China is now opening up overseas investors access to its foreign-exchange derivatives market. Access is limited to the hedging needs of private-sector investors’ onshore bond positions. According to the State Administration of Foreign Exchange, the move in early 2017 enables hedging of bond positions and is seen as a means of driving greater investment inflow. China’s interbank bond market was opened up in 2016 and can trade products including forwards, swaps, cross-currency swaps and options using domestic settlement agents. Whilst there are no specific restrictions on the notional amount of FX exposure, steps such as market access, liquidity, reporting rules, settlement dates are anticipated a future point to bring the market in line with international access.

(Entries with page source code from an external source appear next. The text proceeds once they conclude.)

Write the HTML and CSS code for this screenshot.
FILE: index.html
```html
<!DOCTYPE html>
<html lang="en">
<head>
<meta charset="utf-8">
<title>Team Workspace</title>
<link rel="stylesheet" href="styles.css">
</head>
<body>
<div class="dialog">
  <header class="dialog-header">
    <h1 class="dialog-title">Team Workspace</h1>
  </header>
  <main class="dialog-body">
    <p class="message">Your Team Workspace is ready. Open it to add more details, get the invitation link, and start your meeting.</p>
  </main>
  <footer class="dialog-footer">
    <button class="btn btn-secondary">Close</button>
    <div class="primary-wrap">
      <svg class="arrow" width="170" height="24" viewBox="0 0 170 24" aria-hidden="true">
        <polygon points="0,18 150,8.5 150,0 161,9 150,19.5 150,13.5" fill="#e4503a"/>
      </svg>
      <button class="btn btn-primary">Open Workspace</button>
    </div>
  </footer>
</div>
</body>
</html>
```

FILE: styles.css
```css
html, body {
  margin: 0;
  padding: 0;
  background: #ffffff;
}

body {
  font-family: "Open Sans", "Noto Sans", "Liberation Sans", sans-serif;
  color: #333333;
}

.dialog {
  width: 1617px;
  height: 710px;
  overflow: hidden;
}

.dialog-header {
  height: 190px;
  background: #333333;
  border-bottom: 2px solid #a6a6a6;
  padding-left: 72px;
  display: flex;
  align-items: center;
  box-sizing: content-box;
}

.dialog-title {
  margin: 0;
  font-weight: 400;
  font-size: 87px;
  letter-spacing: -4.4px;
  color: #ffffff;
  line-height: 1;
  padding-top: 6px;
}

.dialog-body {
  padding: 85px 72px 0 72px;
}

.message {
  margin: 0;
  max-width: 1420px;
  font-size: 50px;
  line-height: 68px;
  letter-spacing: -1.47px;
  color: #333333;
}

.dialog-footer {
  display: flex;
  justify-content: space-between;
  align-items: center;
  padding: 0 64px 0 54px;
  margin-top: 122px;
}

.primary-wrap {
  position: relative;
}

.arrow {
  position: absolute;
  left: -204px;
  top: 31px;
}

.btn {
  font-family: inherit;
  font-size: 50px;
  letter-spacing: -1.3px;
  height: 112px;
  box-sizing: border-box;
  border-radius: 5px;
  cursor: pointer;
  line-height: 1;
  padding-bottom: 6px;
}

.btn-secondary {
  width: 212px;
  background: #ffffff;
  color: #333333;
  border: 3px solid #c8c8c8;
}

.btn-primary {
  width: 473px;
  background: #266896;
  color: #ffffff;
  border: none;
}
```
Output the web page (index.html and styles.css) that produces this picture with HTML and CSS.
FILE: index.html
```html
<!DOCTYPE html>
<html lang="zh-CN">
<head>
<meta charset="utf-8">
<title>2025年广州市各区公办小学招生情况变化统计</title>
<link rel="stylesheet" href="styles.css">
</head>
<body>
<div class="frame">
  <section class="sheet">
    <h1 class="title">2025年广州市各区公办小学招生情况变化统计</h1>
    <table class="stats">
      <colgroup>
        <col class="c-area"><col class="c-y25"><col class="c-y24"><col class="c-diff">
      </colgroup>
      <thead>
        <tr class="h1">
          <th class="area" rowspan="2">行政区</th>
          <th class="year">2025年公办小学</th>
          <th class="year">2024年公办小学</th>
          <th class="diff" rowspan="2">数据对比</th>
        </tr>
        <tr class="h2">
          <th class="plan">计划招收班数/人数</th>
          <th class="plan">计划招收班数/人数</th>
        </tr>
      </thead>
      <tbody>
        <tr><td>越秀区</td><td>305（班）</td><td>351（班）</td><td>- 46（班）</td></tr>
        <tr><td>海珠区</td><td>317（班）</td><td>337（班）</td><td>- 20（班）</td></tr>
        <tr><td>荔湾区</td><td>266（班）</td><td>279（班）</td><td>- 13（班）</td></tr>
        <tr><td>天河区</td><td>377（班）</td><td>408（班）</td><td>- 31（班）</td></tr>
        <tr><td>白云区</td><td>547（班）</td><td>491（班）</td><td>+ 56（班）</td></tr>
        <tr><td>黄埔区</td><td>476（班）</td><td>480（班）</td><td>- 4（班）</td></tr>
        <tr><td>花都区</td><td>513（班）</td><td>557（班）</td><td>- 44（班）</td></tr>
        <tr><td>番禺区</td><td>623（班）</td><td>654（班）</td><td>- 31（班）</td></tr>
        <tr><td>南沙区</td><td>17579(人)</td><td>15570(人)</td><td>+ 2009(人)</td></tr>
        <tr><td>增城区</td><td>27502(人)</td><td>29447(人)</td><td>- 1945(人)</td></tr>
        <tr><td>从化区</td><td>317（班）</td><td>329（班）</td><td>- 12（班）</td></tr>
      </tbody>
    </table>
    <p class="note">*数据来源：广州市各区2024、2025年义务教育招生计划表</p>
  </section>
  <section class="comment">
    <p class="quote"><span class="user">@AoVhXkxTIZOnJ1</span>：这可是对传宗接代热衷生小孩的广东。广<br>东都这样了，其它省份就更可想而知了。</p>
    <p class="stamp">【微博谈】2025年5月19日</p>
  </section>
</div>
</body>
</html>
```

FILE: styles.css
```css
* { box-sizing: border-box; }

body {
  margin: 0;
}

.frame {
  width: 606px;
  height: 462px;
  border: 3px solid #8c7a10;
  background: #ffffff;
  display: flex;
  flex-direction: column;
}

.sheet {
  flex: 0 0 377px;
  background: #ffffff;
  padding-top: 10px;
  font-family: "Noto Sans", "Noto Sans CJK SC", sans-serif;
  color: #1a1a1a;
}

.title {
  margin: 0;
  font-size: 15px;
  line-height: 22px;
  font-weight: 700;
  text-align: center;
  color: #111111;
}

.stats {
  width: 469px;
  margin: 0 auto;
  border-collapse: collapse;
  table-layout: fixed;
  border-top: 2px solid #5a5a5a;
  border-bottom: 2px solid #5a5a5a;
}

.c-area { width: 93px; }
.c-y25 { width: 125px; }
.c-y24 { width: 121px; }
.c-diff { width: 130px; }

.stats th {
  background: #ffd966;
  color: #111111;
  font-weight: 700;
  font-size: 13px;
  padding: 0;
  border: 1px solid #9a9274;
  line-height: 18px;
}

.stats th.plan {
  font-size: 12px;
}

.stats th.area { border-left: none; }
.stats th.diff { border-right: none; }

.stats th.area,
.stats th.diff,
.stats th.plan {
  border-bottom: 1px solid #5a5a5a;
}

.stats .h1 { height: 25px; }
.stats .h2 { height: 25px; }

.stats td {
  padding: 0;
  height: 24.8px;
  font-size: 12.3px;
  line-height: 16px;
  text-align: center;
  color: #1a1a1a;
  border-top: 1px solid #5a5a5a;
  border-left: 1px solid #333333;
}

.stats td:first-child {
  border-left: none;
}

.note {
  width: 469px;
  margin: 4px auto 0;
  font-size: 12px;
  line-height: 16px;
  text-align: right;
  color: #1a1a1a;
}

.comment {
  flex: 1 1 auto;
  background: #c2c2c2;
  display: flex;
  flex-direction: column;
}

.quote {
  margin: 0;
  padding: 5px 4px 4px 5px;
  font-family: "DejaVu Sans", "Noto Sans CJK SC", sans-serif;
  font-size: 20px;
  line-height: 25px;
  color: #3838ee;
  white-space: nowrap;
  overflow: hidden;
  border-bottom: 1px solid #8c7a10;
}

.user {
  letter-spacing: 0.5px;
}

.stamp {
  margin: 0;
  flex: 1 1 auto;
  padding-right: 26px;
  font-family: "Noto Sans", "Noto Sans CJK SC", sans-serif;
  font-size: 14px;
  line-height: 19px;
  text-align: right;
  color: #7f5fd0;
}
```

The key to securing the investment of international institutions in any new jurisdiction is the establishment of rules around close-out netting (the payment of a final sum in the event of insolvency). In this respect, Malaysia is a prime example how a framework can be used to good effect. In March 2015, the Netting of Financial Agreements Act 2015 came into force, providing legal enforceability of close-out netting provisions under Malaysian law.
In seeking to encourage derivatives market trading, Indonesia has sought to improve local banking knowledge and is now allowing international institutions to establish operations in the country in exchange for market training and guidance.
The Securities and Exchange Board of India (SEBI) also allows foreign portfolio investors to trade commodity options and equity derivatives through International Financial Services Centres. SEBI has also set up a risk-based supervision framework for brokers.
At the start of the year, Pakistan’s Securities and Exchange Commission talked about developing new regulations to allow the country’s stock exchange (and supported by Chinese investor cash) to issue a wider range of derivatives. This could open up the market to hedge fund trading. Cash-settled futures and single stock options were on the starting list. And in April this year, Vietnam’s Hanoi Stock Exchange published listing, trading, settlement and membership rules for derivatives trade.
Asia Pacific jurisdictions seem not to be diverging too far from existing international standards and have notably been establishing processes, including confirmations timings and reporting fields, that are mostly aligned with more established trading hubs in other regions. This should serve to make market development a more cost-effective process.
But it also demonstrates that whilst emerging markets see the value of derivatives, they also heed the lessons from previous errors of judgement. The market, despite what the likes of Buffett say, is here to stay.